IDGNS: A couple of years ago or so, some experts were predicting that semantic technology would revolutionize search and blindside Google, but that hasn't happened. It seems that semantic search efforts have hit a wall, especially because semantic engines are hard to scale.

Mayer: The problem is that language changes. Web pages change. How people express themselves changes. And all those things matter in terms of how well semantic search applies. That's why it's better to have an approach that's based on machine learning and that changes, iterates and responds to the data. That's a more robust approach. That's not to say that semantic search has no part in search. It's just that for us, we really prefer to focus on things that can scale. If we could come up with a semantic search solution that could scale, we would be very excited about that. For now, what we're seeing is that a lot of our methods approximate the intelligence of semantic search but do it through other means.

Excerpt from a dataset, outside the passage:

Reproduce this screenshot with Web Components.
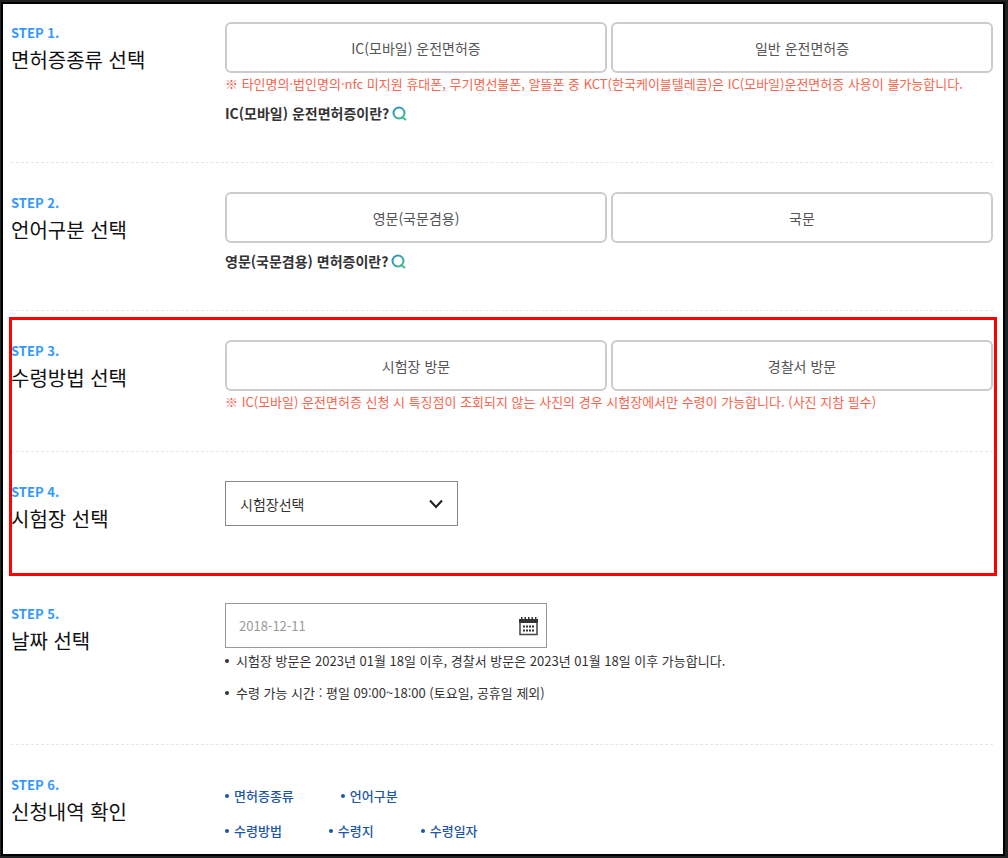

IDGNS: Universal Search was announced in May 2007. Is it considered finished now? Is it something that will always be a work in progress?

Mayer: It's still a very living, breathing thing. Now we have multiple teams: We have a local [search] universal team, an image [search] universal team, the product [search] universal team. They're all looking at how can we do an even better job ranking and triggering this content. When we launched it, it was showing in about one in 25 queries. Today, it shows in about 25 percent of queries. And we think there are probably times when those auxiliary [file] formats could actually help, and we aren't triggering them on our results page. That's something we need to continue to strive to do.